__COLLECTED MATERIAL__.
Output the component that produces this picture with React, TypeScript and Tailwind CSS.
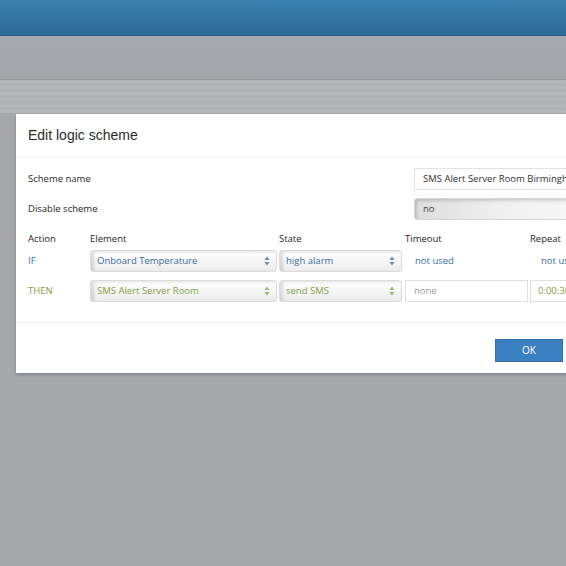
import React from "react";

const body = { fontFamily: '"Open Sans", "Noto Sans", sans-serif' };

function Arrows({ color }: { color: string }) {
  return (
    <svg width="6" height="10" viewBox="0 0 6 10" className="shrink-0">
      <path d="M3 0.5 L5.6 4 L0.4 4 Z" fill={color} />
      <path d="M3 9.5 L5.6 6 L0.4 6 Z" fill={color} />
    </svg>
  );
}

function Select({
  label,
  text,
  arrow,
  width,
}: {
  label: string;
  text: string;
  arrow: string;
  width: string;
}) {
  return (
    <div
      className={`${width} h-[22px] flex items-center justify-between pl-[6px] pr-[6px] rounded-[3px] border border-[#dcdcdc] bg-gradient-to-b from-white to-[#ececec] shadow-[inset_3px_1px_3px_rgba(0,0,0,0.12)] ${text}`}
    >
      <span className="truncate">{label}</span>
      <Arrows color={arrow} />
    </div>
  );
}

export default function App() {
  return (
    <div className="w-[566px] h-[566px] overflow-hidden bg-[#a4a8ab] flex flex-col" style={body}>
      <div className="h-[36px] shrink-0 bg-gradient-to-b from-[#3b81ad] to-[#2d6a97] border-b border-[#2b5c83]" />
      <div className="h-[44px] shrink-0 bg-gradient-to-b from-[#a7abb0] to-[#a2a6a9] border-b border-[#93979a]" />
      <div className="h-[33px] shrink-0 bg-[repeating-linear-gradient(180deg,#b4b6b8_0px,#b4b6b8_3px,#acaeb0_4px,#b1b3b5_6px)]" />

      <div className="pl-[16px] pt-[1px]">
        <div className="w-[559px] bg-white shadow-[0_2px_3px_rgba(0,0,0,0.2)]">
          <div className="h-[43px] flex items-center pl-[12px] border-b border-[#f2f2f2]">
            <h1 className="text-[14px] text-[#2a2a2a]" style={{ fontFamily: '"Liberation Sans", Arial, sans-serif' }}>
              Edit logic scheme
            </h1>
          </div>

          <div className="pl-[12px] pt-[11px] pb-[20px] border-b border-[#f0f0f0] text-[9.5px] text-[#1e1e1e]">
            <div className="flex items-center h-[22px]">
              <div className="w-[386px] shrink-0">Scheme name</div>
              <div className="w-[200px] shrink-0 h-[22px] flex items-center pl-[8px] border border-[#e2e2e2] bg-white text-[#333] whitespace-nowrap overflow-hidden">
                SMS Alert Server Room Birmingham
              </div>
            </div>
            <div className="flex items-center h-[22px] mt-[8px]">
              <div className="w-[386px] shrink-0">Disable scheme</div>
              <div className="w-[200px] shrink-0 h-[22px] flex items-center pl-[8px] rounded-[3px] border border-[#d6d6d6] bg-gradient-to-r from-[#dedede] via-[#f2f2f2] to-[#fafafa] shadow-[inset_2px_2px_3px_rgba(0,0,0,0.15)] text-[#444]">
                no
              </div>
            </div>

            <div className="grid grid-cols-[62px_189px_126px_125px_60px] items-center mt-[10px] h-[18px]">
              <div>Action</div>
              <div>Element</div>
              <div>State</div>
              <div>Timeout</div>
              <div>Repeat</div>
            </div>

            <div className="grid grid-cols-[62px_189px_126px_125px_60px] items-center mt-[2px] h-[22px]">
              <div className="text-[#3a6f9f]">IF</div>
              <Select label="Onboard Temperature" text="text-[#3a6f9f]" arrow="#6b8fb0" width="w-[187px]" />
              <Select label="high alarm" text="text-[#3a6f9f]" arrow="#6b8fb0" width="w-[123px]" />
              <div className="pl-[10px] text-[#3a6f9f]">not used</div>
              <div className="pl-[11px] text-[#3a6f9f] whitespace-nowrap">not used</div>
            </div>

            <div className="grid grid-cols-[62px_189px_126px_125px_60px] items-center mt-[8px] h-[22px]">
              <div className="text-[#7ea33d]">THEN</div>
              <Select label="SMS Alert Server Room" text="text-[#7ea33d]" arrow="#9dbb72" width="w-[187px]" />
              <Select label="send SMS" text="text-[#7ea33d]" arrow="#9dbb72" width="w-[123px]" />
              <div className="w-[123px] h-[22px] flex items-center pl-[8px] border border-[#e0e0e0] text-[#9a9a9a]">
                none
              </div>
              <div className="w-[60px] h-[22px] flex items-center pl-[7px] border border-[#e0e0e0] text-[#7ea33d] whitespace-nowrap">
                0:00:30
              </div>
            </div>
          </div>

          <div className="h-[50px] flex justify-end items-start pt-[16px] pr-[12px]">
            <button className="w-[68px] h-[23px] bg-[#3a7fc1] text-white text-[10px] border border-[#3572ad]">
              OK
            </button>
          </div>
        </div>
      </div>
    </div>
  );
}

__TO DO__.
Scan the material above. Extract every line in which the word "React" occurs.

__SOLUTION FOR THIS EXERCISE__.
Output the component that produces this picture with React, TypeScript and Tailwind CSS.
import React from "react";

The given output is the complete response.